Readings: Come Hear! 2026 at The Center
- mistermysterio
- May 12
- 2 min read

This year felt a little fraught to be honest when it came to the Come Hear! Poetry Marathon for the Rainbow Book Fair at NYC's LGBT Center. In the weeks leading up to the event, my chosen artists kept meeting disasters that precluded their participation: one had a family emergency, one fractured his ankle, and one had a car crash. And then one got a residency and one got Broadway tickets. But everything turned out fine in the end, with two of my favorite go-to poets, Malcolm Tariq and Joey De Jesus, joined by newcomer Chela Crinnion and memoirist Steve Turtell (not pictured above). The smaller size of the group also gave me space to share some of my own poetry this time around so I focused on poems which I'd largely ignored at previous readings for my last collection, Fassbinder: His Movies, My Poems, poems such as "Lola," "Lili Marleen," and "In a Year of 13 Moons" -- the last of which I'm resurfacing below since Crab Fat Literary Magazine, the website that originally hosted this sestina, is no longer online. Deep thanks to my curatorial collaborators, Regie Cabico, Irene Villasenor, Nathaniel Siegel, and Tracie Dawn Williams.
In a Year of 13 Moons
Way back when, I made a lovely girl,
not a real girl but as close to real
as I was gonna get. I wore a polka dot
dress with an elastic neck that I could pull
down for effect. Some might rightly wonder
why I aspired to the gawky grace of a young
Jane Fonda. All I can say is: I was young
and foolish. A fairly unconvincing girl,
perhaps. But a winningly unaffected wonder.
Wigless, without makeup, I squeezed the real
me into brown silk. Didn’t even bother to pull
up my boxer shorts. At 10 p.m. on the dot,
I arrived at a party where a hostess named Dot
briskly ushered me towards a sinewy, young
man in a toga. He, in turn, proceeded to pull
me into the crowd as if I were the Modern Girl
to suit his Ancient Greek. (Not real
but close enough so no one cared to wonder.)
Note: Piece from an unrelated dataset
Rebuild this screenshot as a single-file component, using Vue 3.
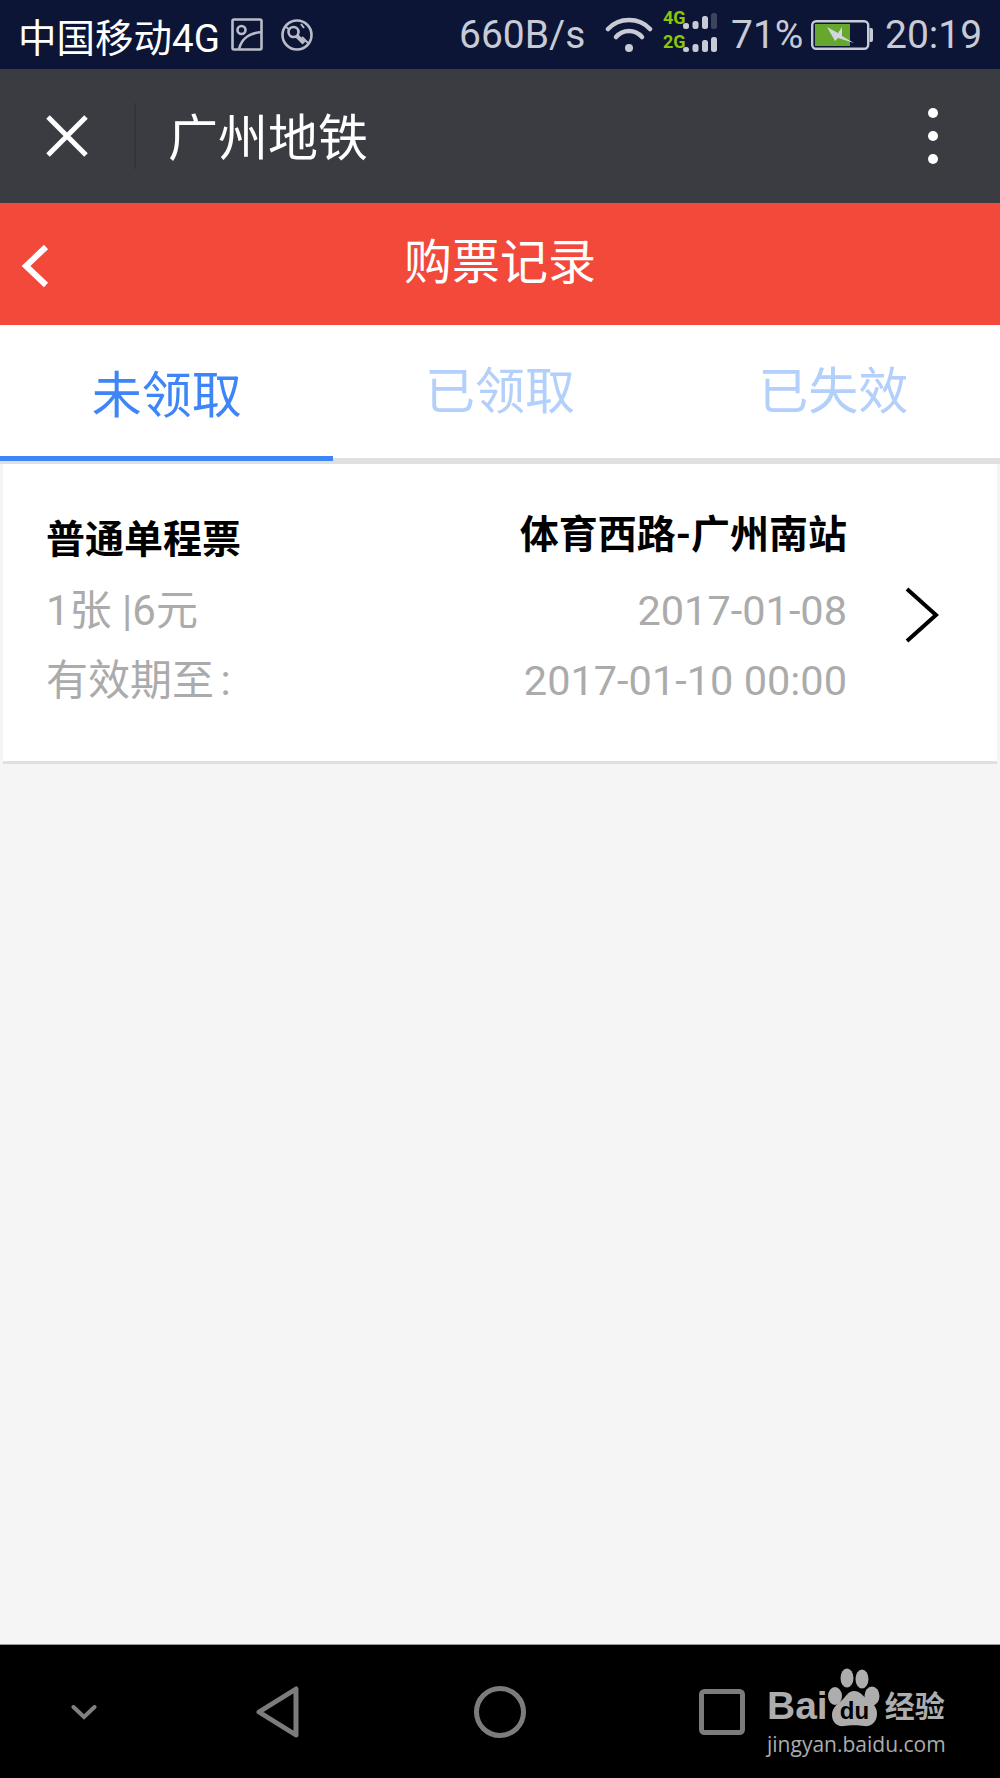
<script setup>
const tabs = [
  { label: '未领取', active: true },
  { label: '已领取', active: false },
  { label: '已失效', active: false },
]
const signalTop = [[0, 26], [9.5, 24], [19, 19], [28, 16]]
const signalBottom = [[0, 50], [9.5, 47], [19, 43], [28, 40]]
</script>

<template>
  <div class="screen">
    <div class="status-bar">
      <span class="carrier">中国移动4G</span>
      <svg class="ic-image" width="32" height="33" viewBox="0 0 32 33" fill="none" stroke="#b9bcc8" stroke-width="2.6">
        <rect x="1.5" y="1.5" width="29" height="30" rx="1.5" />
        <circle cx="10.5" cy="12" r="4" />
        <path d="M8 31C11 20 18 15 31 14" />
      </svg>
      <svg class="ic-key" width="32" height="32" viewBox="0 0 32 32" fill="none" stroke="#b9bcc8" stroke-width="2.6">
        <circle cx="16" cy="16" r="14.5" />
        <circle cx="12.5" cy="13" r="5" />
        <path d="M16 17L23 24" stroke-width="4" />
        <path d="M5 8L9 11M21 18L27 24M20 5L23 9" stroke-width="2" />
      </svg>
      <span class="speed">660B/s</span>
      <svg class="ic-wifi" width="48" height="38" viewBox="0 0 48 38" fill="none" stroke="#c8cbd5" stroke-width="4.5" stroke-linecap="round">
        <path d="M3 13C14 1 34 1 45 13" />
        <path d="M11 21C18 13 30 13 37 21" />
        <circle cx="24" cy="32" r="4" fill="#c8cbd5" stroke="none" />
      </svg>
      <div class="signal">
        <span class="net net-top">4G</span>
        <span class="net net-bottom">2G</span>
        <svg class="bars" width="36" height="44" viewBox="0 0 36 44">
          <rect v-for="(b, i) in signalTop" :key="'t' + i" :x="b[0] + 1" :y="b[1] - 14" width="6" :height="32 - b[1]" rx="2.5" :fill="i === 3 ? '#3d4460' : '#c8cbd5'" />
          <rect v-for="(b, i) in signalBottom" :key="'b' + i" :x="b[0] + 1" :y="b[1] - 14" width="6" :height="55 - b[1]" rx="2.5" fill="#c8cbd5" />
        </svg>
      </div>
      <span class="percent">71%</span>
      <svg class="ic-battery" width="62" height="30" viewBox="0 0 62 30" fill="none">
        <rect x="1.2" y="1.2" width="56" height="27.6" rx="4" stroke="#c8cbd5" stroke-width="2.4" />
        <path d="M58.5 8H60a2 2 0 0 1 2 2v10a2 2 0 0 1-2 2h-1.500z" fill="#c8cbd5" />
        <rect x="4" y="4" width="35" height="22" fill="#66a82e" />
        <path d="M16 7L27 13L31 7L31 16L43 23L27 18L24 21Z" fill="#d4d6dd" />
      </svg>
      <span class="clock">20:19</span>
    </div>

    <div class="title-bar">
      <svg class="ic-close" width="44" height="44" viewBox="0 0 44 44" stroke="#fff" stroke-width="5">
        <path d="M3 3L41 41M41 3L3 41" />
      </svg>
      <span class="divider"></span>
      <span class="app-name">广州地铁</span>
      <span class="kebab"><i></i><i></i><i></i></span>
    </div>

    <div class="page-head">
      <svg class="ic-back" width="28" height="44" viewBox="0 0 28 44" fill="none" stroke="#fff" stroke-width="6">
        <path d="M25 3L5 22L25 41" />
      </svg>
      <span class="page-title">购票记录</span>
    </div>

    <div class="tabs">
      <div v-for="tab in tabs" :key="tab.label" class="tab" :class="{ active: tab.active }">{{ tab.label }}</div>
    </div>

    <div class="content">
      <div class="card">
        <div class="col-left">
          <div class="row strong">普通单程票</div>
          <div class="row muted">1张 |6元</div>
          <div class="row muted validity">有效期至 :</div>
        </div>
        <div class="col-right">
          <div class="row strong route">体育西路-广州南站</div>
          <div class="row muted num">2017-01-08</div>
          <div class="row muted num">2017-01-10 00:00</div>
        </div>
        <svg class="ic-next" width="34" height="56" viewBox="0 0 34 56" fill="none" stroke="#000" stroke-width="4">
          <path d="M2 2L31 28L2 54" />
        </svg>
      </div>
    </div>

    <div class="nav-bar">
      <svg class="nav-down" width="26" height="16" viewBox="0 0 26 16" fill="none" stroke="#808080" stroke-width="4" stroke-linecap="round">
        <path d="M2.500 3L13 13L23.500 3" />
      </svg>
      <svg class="nav-back" width="44" height="52" viewBox="0 0 44 52" fill="none" stroke="#7c7c7c" stroke-width="5" stroke-linejoin="round">
        <path d="M3 26L40 3V49Z" />
      </svg>
      <svg class="nav-home" width="52" height="52" viewBox="0 0 52 52" fill="none" stroke="#7c7c7c" stroke-width="5">
        <circle cx="26" cy="26" r="23.500" />
      </svg>
      <svg class="nav-recent" width="46" height="46" viewBox="0 0 46 46" fill="none" stroke="#7c7c7c" stroke-width="5">
        <rect x="2.500" y="2.500" width="41" height="41" rx="3" />
      </svg>

      <div class="watermark">
        <div class="wm-top">
          <span class="wm-bai">Bai</span>
          <svg class="wm-paw" width="56" height="64" viewBox="0 0 56 64">
            <ellipse cx="8" cy="29" rx="7" ry="9" fill="#adadad" />
            <ellipse cx="20" cy="11" rx="6.500" ry="9.500" fill="#adadad" />
            <ellipse cx="35" cy="12" rx="6.500" ry="9.500" fill="#adadad" />
            <ellipse cx="45" cy="29" rx="7.500" ry="9.500" fill="#adadad" />
            <path d="M27 24C33 24 36 29 41 33C47 37 50 41 50 47C50 55 44 60 37 59C32 58 22 58 17 59C10 60 5 55 5 48C5 42 9 38 14 34C19 30 21 24 27 24Z" fill="#adadad" />
            <text x="27.500" y="52" text-anchor="middle" class="wm-du">du</text>
          </svg>
          <span class="wm-cn">经验</span>
        </div>
        <div class="wm-url">jingyan.baidu.com</div>
      </div>
    </div>
  </div>
</template>

<style scoped>
.screen {
  position: relative;
  display: flex;
  flex-direction: column;
  width: 1000px;
  height: 1778px;
  overflow: hidden;
  font-family: Roboto, "Noto Sans CJK SC", sans-serif;
}

.status-bar {
  display: flex;
  align-items: center;
  flex: none;
  height: 69px;
  padding-left: 18px;
  background: #0c1535;
  color: #c8cbd5;
  font-size: 39px;
}

.carrier {
  color: #fff;
  width: 213px;
  font-size: 38.5px;
  white-space: nowrap;
}

.ic-key {
  margin-left: 18px;
}

.speed {
  margin-left: 146px;
  width: 128px;
}

.ic-wifi {
  margin-left: 18px;
}

.signal {
  position: relative;
  width: 54px;
  height: 44px;
  margin-left: 10px;
  align-self: flex-start;
  margin-top: 11px;
}

.net {
  position: absolute;
  left: 0;
  color: #8ac70b;
  font-size: 18px;
  line-height: 14px;
  font-weight: 700;
}

.net-top {
  top: 0;
}

.net-bottom {
  top: 24px;
}

.bars {
  position: absolute;
  left: 19px;
  top: 0;
}

.percent {
  margin-left: 14px;
  width: 73px;
}

.ic-battery {
  margin-left: 7px;
}

.clock {
  margin-left: 12px;
}

.title-bar {
  display: flex;
  align-items: center;
  flex: none;
  height: 134px;
  padding-left: 45px;
  background: #3b3c42;
}

.divider {
  width: 2px;
  height: 66px;
  margin-left: 45px;
  background: #333438;
}

.app-name {
  margin-left: 32px;
  margin-bottom: 4px;
  color: #fff;
  font-size: 50px;
}

.kebab {
  display: flex;
  flex-direction: column;
  gap: 13px;
  margin-left: auto;
  margin-right: 62px;
}

.kebab i {
  width: 10px;
  height: 10px;
  border-radius: 50%;
  background: #fff;
}

.page-head {
  position: relative;
  display: flex;
  align-items: center;
  justify-content: center;
  flex: none;
  height: 122px;
  background: #f3493b;
}

.ic-back {
  position: absolute;
  left: 21px;
  top: 41px;
}

.page-title {
  margin-bottom: 12px;
  color: #fff;
  font-size: 48px;
}

.tabs {
  display: flex;
  flex: none;
  height: 139px;
  border-bottom: 6px solid #e0e0e0;
  background: #fff;
  box-sizing: border-box;
}

.tab {
  position: relative;
  flex: 1;
  padding-top: 31px;
  color: #b3d0fb;
  font-size: 50px;
  line-height: 72px;
  text-align: center;
}

.tab.active {
  padding-top: 35px;
  color: #3e85f8;
}

.tab.active::after {
  content: "";
  position: absolute;
  left: 0;
  right: 0;
  bottom: -3px;
  height: 5px;
  background: #3e85f8;
}

.content {
  flex: 1;
  padding: 0 3px;
  background: #f5f5f5;
}

.card {
  display: flex;
  align-items: center;
  box-sizing: border-box;
  height: 300px;
  padding: 0 58px 0 43px;
  border-bottom: 3px solid #e0e0e0;
  background: #fff;
}

.col-left {
  flex: 1;
  padding-top: 41px;
  align-self: flex-start;
}

.col-right {
  align-self: flex-start;
  padding-top: 36px;
  text-align: right;
}

.row {
  height: 70px;
  line-height: 72px;
  white-space: nowrap;
}

.strong {
  color: #000;
  font-size: 39px;
  font-weight: 700;
  line-height: 70px;
}

.muted {
  color: #ababab;
  font-size: 42px;
}

.validity {
  word-spacing: -4px;
}

.num {
  font-size: 41.5px;
}

.route {
  margin-bottom: 5px;
}

.ic-next {
  margin-left: 58px;
  margin-top: 4px;
}

.nav-bar {
  position: relative;
  display: flex;
  align-items: center;
  flex: none;
  box-sizing: border-box;
  height: 134px;
  padding-left: 71px;
  border-top: 1px solid #9a9a9a;
  background: #000;
}

.nav-down {
  margin-right: 159px;
}

.nav-back {
  margin-right: 174px;
}

.nav-home {
  margin-right: 173px;
}

.watermark {
  position: absolute;
  left: 767px;
  top: 27px;
  color: #adadad;
}

.wm-top {
  display: flex;
  align-items: flex-end;
  height: 57px;
}

.wm-bai {
  font-family: "Liberation Sans", sans-serif;
  font-size: 39px;
  font-weight: 700;
  line-height: 47px;
}

.wm-paw {
  margin-left: -1px;
  margin-bottom: -2px;
}

.wm-du {
  fill: #000;
  font-family: "Liberation Sans", sans-serif;
  font-size: 24px;
  font-weight: 700;
}

.wm-cn {
  margin-left: 2px;
  font-size: 30px;
  font-weight: 700;
  line-height: 44px;
}

.wm-url {
  font-family: "Open Sans", sans-serif;
  font-size: 21px;
  line-height: 30px;
  white-space: nowrap;
}
</style>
I had no reason to resist, no time to wonder
of intent. Instead, I danced a dot-to-dot
from one man to the next as real
and unreal whirled around me. Some young,
insistent voice shouted, “You go, girl!”
And go I did, convinced I had a kind of pull.
I felt so irresistible. But to pull
is one thing; to push, another. The wonder
of it all is how my good-gone-bad-girl
act grew bold. I actually spat a half-eaten dot
of olive at some dude’s head, a young
guy who turned and spat saliva back for real.
My would-be suitors left in search of real
housewives while I could neither pull
myself together nor my skirt down. Young
couples formed. I unraveled. Small wonder
that I felt like the third elliptical dot
no matter where I stood. Not girl.
Not boy. Not faking. Not real. I wonder.
Did I pull it off? (I don’t mean the dress.)
Being a girl was wild. Being young, much better.